Make an exact copy of the listing below.

## START Given material

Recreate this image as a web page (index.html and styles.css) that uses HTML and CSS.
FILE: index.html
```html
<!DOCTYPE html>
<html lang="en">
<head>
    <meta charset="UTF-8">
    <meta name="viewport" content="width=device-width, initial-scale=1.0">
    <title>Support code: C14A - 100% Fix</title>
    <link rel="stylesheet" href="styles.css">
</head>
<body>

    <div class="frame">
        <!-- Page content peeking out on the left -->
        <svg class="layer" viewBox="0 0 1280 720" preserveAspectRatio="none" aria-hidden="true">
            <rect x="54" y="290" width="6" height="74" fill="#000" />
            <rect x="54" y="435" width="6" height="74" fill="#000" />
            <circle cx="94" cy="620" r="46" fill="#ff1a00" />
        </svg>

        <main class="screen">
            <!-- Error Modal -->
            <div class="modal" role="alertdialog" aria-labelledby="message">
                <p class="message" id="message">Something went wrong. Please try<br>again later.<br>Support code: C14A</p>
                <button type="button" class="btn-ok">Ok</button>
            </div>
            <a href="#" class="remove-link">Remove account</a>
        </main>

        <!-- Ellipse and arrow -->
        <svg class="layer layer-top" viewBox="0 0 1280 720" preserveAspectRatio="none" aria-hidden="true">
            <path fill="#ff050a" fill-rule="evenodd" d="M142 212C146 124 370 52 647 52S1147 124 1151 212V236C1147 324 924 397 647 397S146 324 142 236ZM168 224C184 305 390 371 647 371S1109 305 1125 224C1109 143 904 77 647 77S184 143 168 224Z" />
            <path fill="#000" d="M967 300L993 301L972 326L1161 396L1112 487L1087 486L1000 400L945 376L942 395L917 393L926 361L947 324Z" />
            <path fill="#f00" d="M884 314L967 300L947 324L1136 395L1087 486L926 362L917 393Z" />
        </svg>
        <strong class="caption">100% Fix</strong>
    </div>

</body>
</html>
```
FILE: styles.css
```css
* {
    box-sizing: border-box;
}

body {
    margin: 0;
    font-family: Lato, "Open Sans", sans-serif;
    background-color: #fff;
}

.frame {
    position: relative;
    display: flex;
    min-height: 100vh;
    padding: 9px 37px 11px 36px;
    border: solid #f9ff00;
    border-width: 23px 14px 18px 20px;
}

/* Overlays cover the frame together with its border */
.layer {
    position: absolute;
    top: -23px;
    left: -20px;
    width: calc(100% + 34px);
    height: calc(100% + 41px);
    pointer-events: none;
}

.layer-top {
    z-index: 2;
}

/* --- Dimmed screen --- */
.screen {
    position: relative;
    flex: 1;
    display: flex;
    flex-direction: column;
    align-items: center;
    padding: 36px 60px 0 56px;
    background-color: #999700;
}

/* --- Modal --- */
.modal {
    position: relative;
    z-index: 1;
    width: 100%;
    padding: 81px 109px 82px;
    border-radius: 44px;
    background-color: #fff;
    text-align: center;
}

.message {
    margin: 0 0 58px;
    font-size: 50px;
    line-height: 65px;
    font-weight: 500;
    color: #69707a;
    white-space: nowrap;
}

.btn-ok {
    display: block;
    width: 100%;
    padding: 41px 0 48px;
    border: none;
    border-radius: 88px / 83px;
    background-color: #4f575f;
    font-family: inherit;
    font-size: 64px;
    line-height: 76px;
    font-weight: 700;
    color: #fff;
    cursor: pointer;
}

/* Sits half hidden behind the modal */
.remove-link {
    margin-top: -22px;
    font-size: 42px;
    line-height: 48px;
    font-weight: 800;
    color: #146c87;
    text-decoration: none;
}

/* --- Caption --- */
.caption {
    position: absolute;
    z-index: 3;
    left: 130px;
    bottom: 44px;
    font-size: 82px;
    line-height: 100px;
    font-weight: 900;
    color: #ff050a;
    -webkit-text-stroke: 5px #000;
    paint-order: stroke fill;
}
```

## END Given material

> _Output for this exercise_:
Recreate this image as a web page (index.html and styles.css) that uses HTML and CSS.
FILE: index.html
```html
<!DOCTYPE html>
<html lang="en">
<head>
    <meta charset="UTF-8">
    <meta name="viewport" content="width=device-width, initial-scale=1.0">
    <title>Support code: C14A - 100% Fix</title>
    <link rel="stylesheet" href="styles.css">
</head>
<body>

    <div class="frame">
        <!-- Page content peeking out on the left -->
        <svg class="layer" viewBox="0 0 1280 720" preserveAspectRatio="none" aria-hidden="true">
            <rect x="54" y="290" width="6" height="74" fill="#000" />
            <rect x="54" y="435" width="6" height="74" fill="#000" />
            <circle cx="94" cy="620" r="46" fill="#ff1a00" />
        </svg>

        <main class="screen">
            <!-- Error Modal -->
            <div class="modal" role="alertdialog" aria-labelledby="message">
                <p class="message" id="message">Something went wrong. Please try<br>again later.<br>Support code: C14A</p>
                <button type="button" class="btn-ok">Ok</button>
            </div>
            <a href="#" class="remove-link">Remove account</a>
        </main>

        <!-- Ellipse and arrow -->
        <svg class="layer layer-top" viewBox="0 0 1280 720" preserveAspectRatio="none" aria-hidden="true">
            <path fill="#ff050a" fill-rule="evenodd" d="M142 212C146 124 370 52 647 52S1147 124 1151 212V236C1147 324 924 397 647 397S146 324 142 236ZM168 224C184 305 390 371 647 371S1109 305 1125 224C1109 143 904 77 647 77S184 143 168 224Z" />
            <path fill="#000" d="M967 300L993 301L972 326L1161 396L1112 487L1087 486L1000 400L945 376L942 395L917 393L926 361L947 324Z" />
            <path fill="#f00" d="M884 314L967 300L947 324L1136 395L1087 486L926 362L917 393Z" />
        </svg>
        <strong class="caption">100% Fix</strong>
    </div>

</body>
</html>
```
FILE: styles.css
```css
* {
    box-sizing: border-box;
}

body {
    margin: 0;
    font-family: Lato, "Open Sans", sans-serif;
    background-color: #fff;
}

.frame {
    position: relative;
    display: flex;
    min-height: 100vh;
    padding: 9px 37px 11px 36px;
    border: solid #f9ff00;
    border-width: 23px 14px 18px 20px;
}

/* Overlays cover the frame together with its border */
.layer {
    position: absolute;
    top: -23px;
    left: -20px;
    width: calc(100% + 34px);
    height: calc(100% + 41px);
    pointer-events: none;
}

.layer-top {
    z-index: 2;
}

/* --- Dimmed screen --- */
.screen {
    position: relative;
    flex: 1;
    display: flex;
    flex-direction: column;
    align-items: center;
    padding: 36px 60px 0 56px;
    background-color: #999700;
}

/* --- Modal --- */
.modal {
    position: relative;
    z-index: 1;
    width: 100%;
    padding: 81px 109px 82px;
    border-radius: 44px;
    background-color: #fff;
    text-align: center;
}

.message {
    margin: 0 0 58px;
    font-size: 50px;
    line-height: 65px;
    font-weight: 500;
    color: #69707a;
    white-space: nowrap;
}

.btn-ok {
    display: block;
    width: 100%;
    padding: 41px 0 48px;
    border: none;
    border-radius: 88px / 83px;
    background-color: #4f575f;
    font-family: inherit;
    font-size: 64px;
    line-height: 76px;
    font-weight: 700;
    color: #fff;
    cursor: pointer;
}

/* Sits half hidden behind the modal */
.remove-link {
    margin-top: -22px;
    font-size: 42px;
    line-height: 48px;
    font-weight: 800;
    color: #146c87;
    text-decoration: none;
}

/* --- Caption --- */
.caption {
    position: absolute;
    z-index: 3;
    left: 130px;
    bottom: 44px;
    font-size: 82px;
    line-height: 100px;
    font-weight: 900;
    color: #ff050a;
    -webkit-text-stroke: 5px #000;
    paint-order: stroke fill;
}
```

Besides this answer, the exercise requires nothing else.